Exercise description:
Write out, exactly as given, every line from the one holding "Output the component" to the one holding "-1L.2245 -.309L.951 -.309L.363", including both.

Material shown:
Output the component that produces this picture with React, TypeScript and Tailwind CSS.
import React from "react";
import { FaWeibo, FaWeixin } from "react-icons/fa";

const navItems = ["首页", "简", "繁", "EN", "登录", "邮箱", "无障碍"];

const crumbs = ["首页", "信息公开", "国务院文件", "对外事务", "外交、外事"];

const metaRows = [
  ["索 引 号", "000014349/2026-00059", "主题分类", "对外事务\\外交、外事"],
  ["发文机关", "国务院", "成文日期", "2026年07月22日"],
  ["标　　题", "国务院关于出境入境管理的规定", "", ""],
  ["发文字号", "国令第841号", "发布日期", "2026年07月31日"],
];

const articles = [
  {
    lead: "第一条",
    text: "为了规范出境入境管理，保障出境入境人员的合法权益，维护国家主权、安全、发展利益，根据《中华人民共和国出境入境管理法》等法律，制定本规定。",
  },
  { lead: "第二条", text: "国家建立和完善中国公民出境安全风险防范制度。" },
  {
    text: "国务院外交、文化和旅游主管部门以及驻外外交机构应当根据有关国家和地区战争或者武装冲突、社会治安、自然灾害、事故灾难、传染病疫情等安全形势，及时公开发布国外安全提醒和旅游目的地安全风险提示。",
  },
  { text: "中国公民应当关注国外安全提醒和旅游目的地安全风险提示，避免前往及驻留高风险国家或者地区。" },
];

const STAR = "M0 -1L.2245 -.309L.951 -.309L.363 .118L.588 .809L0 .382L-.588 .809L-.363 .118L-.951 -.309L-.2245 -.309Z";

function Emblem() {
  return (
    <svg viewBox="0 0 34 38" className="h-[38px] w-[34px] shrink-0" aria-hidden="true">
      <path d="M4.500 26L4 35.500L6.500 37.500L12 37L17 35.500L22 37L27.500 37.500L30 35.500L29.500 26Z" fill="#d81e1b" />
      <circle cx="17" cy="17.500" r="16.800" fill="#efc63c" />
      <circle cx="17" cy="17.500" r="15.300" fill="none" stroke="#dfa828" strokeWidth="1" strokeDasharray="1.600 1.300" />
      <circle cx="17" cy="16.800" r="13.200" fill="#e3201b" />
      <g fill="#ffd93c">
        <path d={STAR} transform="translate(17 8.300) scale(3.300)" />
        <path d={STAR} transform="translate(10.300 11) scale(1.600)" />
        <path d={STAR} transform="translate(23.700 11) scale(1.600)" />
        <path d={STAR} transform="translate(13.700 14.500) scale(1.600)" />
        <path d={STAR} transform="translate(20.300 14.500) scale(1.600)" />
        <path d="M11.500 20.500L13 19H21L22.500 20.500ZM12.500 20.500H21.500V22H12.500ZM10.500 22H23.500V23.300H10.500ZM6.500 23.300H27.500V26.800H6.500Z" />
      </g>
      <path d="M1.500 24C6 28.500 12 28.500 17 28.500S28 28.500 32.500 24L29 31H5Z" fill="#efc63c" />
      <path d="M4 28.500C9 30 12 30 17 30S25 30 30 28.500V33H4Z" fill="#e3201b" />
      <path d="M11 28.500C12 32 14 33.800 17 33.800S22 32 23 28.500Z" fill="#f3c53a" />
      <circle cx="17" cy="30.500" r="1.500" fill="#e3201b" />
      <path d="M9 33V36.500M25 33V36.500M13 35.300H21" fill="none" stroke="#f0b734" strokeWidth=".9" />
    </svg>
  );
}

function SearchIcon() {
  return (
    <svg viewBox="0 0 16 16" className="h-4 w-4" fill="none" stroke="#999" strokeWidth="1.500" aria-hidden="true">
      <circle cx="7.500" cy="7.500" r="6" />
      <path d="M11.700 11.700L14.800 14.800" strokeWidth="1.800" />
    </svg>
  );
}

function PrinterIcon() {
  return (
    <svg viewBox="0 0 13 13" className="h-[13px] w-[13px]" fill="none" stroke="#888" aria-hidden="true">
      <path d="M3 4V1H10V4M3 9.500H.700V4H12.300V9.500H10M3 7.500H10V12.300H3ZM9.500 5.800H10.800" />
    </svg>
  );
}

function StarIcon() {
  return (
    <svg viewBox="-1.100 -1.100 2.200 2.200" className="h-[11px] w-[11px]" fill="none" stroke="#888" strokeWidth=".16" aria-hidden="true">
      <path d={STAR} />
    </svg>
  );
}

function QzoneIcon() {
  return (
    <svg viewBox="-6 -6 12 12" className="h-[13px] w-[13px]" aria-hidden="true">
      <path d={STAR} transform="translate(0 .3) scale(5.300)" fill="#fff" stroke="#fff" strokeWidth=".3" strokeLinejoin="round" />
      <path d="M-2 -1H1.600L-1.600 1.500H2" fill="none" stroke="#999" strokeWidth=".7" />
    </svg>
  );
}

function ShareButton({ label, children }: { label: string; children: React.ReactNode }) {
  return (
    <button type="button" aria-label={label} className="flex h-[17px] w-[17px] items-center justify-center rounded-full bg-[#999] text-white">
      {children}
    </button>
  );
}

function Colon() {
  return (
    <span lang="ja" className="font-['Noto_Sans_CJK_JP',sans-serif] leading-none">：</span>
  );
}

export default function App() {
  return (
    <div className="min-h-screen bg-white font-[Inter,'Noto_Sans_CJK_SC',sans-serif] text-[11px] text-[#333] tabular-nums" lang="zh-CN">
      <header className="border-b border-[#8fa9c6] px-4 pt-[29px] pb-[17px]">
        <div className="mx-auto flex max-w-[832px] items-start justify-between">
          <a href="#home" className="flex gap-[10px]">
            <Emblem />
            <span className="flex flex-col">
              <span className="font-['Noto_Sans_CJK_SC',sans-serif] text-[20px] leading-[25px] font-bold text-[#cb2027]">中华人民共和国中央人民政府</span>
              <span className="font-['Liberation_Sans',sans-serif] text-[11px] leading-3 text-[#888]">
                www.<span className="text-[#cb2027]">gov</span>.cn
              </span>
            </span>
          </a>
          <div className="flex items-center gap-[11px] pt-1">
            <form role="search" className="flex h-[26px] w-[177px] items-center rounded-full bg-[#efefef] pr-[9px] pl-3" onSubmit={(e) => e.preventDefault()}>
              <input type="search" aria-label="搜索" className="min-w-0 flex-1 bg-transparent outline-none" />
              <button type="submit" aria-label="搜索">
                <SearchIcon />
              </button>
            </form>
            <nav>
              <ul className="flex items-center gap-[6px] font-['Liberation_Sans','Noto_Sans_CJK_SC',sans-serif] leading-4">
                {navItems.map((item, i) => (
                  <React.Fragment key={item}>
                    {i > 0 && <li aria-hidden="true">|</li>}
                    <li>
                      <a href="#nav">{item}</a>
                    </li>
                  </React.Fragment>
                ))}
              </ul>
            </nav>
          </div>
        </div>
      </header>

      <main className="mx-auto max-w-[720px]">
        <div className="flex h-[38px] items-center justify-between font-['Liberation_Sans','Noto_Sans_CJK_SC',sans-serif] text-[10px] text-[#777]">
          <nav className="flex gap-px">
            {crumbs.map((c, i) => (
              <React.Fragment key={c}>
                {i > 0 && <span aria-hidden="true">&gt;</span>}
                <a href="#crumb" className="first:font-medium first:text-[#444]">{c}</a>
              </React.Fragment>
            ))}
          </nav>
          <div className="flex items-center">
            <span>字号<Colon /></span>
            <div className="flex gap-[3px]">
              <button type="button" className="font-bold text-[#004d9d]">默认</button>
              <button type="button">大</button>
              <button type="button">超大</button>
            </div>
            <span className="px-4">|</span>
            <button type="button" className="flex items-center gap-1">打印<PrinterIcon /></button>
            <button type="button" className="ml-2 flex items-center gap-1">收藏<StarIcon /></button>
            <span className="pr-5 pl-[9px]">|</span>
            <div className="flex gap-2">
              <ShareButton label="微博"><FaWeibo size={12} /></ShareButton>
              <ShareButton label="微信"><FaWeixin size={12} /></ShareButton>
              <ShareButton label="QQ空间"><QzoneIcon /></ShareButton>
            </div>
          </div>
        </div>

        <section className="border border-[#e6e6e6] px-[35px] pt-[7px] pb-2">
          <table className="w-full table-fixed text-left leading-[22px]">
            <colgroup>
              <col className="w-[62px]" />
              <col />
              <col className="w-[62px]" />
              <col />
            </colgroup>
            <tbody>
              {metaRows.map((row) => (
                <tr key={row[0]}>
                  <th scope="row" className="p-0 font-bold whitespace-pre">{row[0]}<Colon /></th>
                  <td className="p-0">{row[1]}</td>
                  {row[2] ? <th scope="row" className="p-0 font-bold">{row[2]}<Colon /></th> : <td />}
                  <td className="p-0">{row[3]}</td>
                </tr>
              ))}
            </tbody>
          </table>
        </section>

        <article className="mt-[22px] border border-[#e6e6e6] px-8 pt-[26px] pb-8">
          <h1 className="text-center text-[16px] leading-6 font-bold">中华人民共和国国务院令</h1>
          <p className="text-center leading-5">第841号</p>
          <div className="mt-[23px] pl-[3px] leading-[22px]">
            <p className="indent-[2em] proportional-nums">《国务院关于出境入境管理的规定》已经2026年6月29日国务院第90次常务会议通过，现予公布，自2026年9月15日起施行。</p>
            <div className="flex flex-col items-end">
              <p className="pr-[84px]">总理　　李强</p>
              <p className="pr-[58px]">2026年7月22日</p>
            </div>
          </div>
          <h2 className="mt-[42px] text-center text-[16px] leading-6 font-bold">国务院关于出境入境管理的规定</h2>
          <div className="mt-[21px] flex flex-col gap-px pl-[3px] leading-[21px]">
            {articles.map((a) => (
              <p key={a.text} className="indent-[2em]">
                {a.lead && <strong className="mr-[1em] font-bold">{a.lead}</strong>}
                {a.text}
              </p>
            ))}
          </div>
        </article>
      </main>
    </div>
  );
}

==

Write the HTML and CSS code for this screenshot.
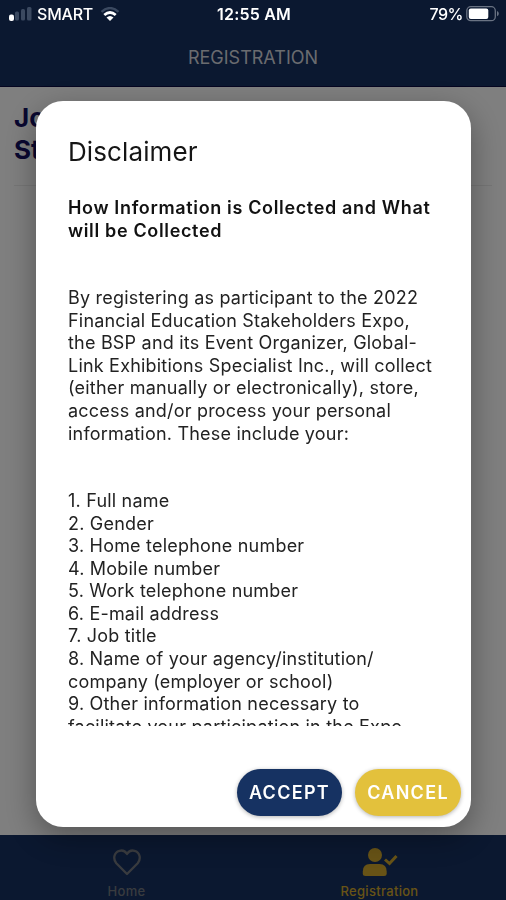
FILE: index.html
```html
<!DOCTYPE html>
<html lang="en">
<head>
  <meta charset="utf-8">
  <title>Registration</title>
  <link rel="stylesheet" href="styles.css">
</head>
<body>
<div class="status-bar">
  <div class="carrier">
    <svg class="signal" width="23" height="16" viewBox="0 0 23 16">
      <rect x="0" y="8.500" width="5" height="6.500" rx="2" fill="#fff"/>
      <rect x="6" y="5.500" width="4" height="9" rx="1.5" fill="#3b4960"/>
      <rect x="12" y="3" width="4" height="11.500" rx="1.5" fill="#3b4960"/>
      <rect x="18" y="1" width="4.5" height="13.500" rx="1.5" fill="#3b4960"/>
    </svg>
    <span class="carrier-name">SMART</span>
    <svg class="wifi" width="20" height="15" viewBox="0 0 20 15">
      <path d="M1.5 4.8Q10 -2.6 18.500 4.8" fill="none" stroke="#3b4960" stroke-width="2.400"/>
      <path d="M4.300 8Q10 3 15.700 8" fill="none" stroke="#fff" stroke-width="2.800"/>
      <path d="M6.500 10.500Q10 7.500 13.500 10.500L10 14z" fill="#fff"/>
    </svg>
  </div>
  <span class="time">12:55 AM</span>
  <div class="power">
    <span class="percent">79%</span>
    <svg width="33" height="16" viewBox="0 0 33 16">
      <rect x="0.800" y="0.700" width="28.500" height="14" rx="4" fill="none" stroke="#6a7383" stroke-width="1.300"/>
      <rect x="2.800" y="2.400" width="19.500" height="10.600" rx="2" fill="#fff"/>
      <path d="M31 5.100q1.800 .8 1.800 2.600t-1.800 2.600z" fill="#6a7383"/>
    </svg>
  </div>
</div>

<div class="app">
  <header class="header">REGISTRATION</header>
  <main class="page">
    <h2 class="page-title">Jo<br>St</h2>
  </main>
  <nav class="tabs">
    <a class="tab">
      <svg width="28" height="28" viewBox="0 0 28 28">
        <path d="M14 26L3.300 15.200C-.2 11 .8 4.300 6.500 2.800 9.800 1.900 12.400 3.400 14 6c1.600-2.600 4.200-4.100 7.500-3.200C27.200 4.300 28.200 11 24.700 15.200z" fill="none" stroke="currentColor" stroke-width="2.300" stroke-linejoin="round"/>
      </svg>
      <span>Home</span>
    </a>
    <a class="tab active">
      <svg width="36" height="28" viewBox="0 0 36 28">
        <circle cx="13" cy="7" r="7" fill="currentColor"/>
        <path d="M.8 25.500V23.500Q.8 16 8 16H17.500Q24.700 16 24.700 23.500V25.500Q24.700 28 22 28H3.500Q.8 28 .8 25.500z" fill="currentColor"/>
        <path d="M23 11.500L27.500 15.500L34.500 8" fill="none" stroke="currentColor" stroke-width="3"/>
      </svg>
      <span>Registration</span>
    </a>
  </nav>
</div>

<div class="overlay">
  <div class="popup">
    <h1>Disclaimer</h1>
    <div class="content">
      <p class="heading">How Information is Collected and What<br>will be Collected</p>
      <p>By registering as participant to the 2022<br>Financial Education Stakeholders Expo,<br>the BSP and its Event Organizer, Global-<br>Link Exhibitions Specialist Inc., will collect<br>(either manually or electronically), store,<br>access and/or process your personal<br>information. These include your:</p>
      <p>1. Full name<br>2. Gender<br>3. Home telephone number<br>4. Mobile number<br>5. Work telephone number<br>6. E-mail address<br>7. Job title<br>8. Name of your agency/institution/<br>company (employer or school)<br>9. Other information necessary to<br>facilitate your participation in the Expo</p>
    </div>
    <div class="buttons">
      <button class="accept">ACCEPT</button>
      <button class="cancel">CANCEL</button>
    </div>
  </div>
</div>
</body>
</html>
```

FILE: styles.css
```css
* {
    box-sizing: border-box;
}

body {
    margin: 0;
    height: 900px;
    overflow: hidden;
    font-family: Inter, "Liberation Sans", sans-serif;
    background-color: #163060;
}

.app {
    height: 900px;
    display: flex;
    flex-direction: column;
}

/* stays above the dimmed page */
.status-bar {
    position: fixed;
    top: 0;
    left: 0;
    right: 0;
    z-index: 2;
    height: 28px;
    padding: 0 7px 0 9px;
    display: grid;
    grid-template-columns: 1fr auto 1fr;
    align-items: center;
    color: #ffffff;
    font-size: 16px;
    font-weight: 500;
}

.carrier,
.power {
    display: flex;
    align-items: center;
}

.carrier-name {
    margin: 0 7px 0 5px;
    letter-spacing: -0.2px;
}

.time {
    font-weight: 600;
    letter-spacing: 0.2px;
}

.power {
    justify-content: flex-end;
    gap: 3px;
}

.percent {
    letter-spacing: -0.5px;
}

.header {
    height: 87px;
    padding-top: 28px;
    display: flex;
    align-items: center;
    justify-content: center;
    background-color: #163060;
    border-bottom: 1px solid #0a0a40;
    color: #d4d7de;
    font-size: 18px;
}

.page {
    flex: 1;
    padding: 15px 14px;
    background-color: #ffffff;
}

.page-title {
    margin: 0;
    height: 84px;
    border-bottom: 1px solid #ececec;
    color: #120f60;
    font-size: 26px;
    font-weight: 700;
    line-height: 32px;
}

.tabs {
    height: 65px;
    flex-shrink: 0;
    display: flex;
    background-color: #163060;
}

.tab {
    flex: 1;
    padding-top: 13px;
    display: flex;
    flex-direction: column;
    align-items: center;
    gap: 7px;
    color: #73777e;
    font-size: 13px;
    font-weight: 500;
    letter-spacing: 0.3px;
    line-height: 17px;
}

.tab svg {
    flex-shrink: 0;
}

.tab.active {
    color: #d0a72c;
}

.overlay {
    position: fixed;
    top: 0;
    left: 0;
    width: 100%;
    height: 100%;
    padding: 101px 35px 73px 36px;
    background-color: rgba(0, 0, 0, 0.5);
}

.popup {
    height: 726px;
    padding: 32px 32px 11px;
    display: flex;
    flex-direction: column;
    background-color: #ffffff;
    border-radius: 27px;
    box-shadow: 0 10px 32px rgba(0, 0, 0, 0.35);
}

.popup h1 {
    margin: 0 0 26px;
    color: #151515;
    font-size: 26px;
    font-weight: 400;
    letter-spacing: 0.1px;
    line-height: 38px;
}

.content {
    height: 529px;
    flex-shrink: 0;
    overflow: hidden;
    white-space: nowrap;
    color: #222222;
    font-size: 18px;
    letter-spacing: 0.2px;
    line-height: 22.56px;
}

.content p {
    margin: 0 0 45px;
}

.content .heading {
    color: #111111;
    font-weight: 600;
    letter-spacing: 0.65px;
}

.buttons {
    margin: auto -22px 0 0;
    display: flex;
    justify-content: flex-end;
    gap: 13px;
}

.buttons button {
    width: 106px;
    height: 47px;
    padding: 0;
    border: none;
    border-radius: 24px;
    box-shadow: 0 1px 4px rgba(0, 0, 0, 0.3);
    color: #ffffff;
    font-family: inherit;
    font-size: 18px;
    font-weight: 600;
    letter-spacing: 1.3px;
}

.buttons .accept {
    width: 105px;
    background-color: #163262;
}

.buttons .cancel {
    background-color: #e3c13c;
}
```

Response to the task:
Output the component that produces this picture with React, TypeScript and Tailwind CSS.
import React from "react";
import { FaWeibo, FaWeixin } from "react-icons/fa";

const navItems = ["首页", "简", "繁", "EN", "登录", "邮箱", "无障碍"];

const crumbs = ["首页", "信息公开", "国务院文件", "对外事务", "外交、外事"];

const metaRows = [
  ["索 引 号", "000014349/2026-00059", "主题分类", "对外事务\\外交、外事"],
  ["发文机关", "国务院", "成文日期", "2026年07月22日"],
  ["标　　题", "国务院关于出境入境管理的规定", "", ""],
  ["发文字号", "国令第841号", "发布日期", "2026年07月31日"],
];

const articles = [
  {
    lead: "第一条",
    text: "为了规范出境入境管理，保障出境入境人员的合法权益，维护国家主权、安全、发展利益，根据《中华人民共和国出境入境管理法》等法律，制定本规定。",
  },
  { lead: "第二条", text: "国家建立和完善中国公民出境安全风险防范制度。" },
  {
    text: "国务院外交、文化和旅游主管部门以及驻外外交机构应当根据有关国家和地区战争或者武装冲突、社会治安、自然灾害、事故灾难、传染病疫情等安全形势，及时公开发布国外安全提醒和旅游目的地安全风险提示。",
  },
  { text: "中国公民应当关注国外安全提醒和旅游目的地安全风险提示，避免前往及驻留高风险国家或者地区。" },
];

const STAR = "M0 -1L.2245 -.309L.951 -.309L.363 .118L.588 .809L0 .382L-.588 .809L-.363 .118L-.951 -.309L-.2245 -.309Z";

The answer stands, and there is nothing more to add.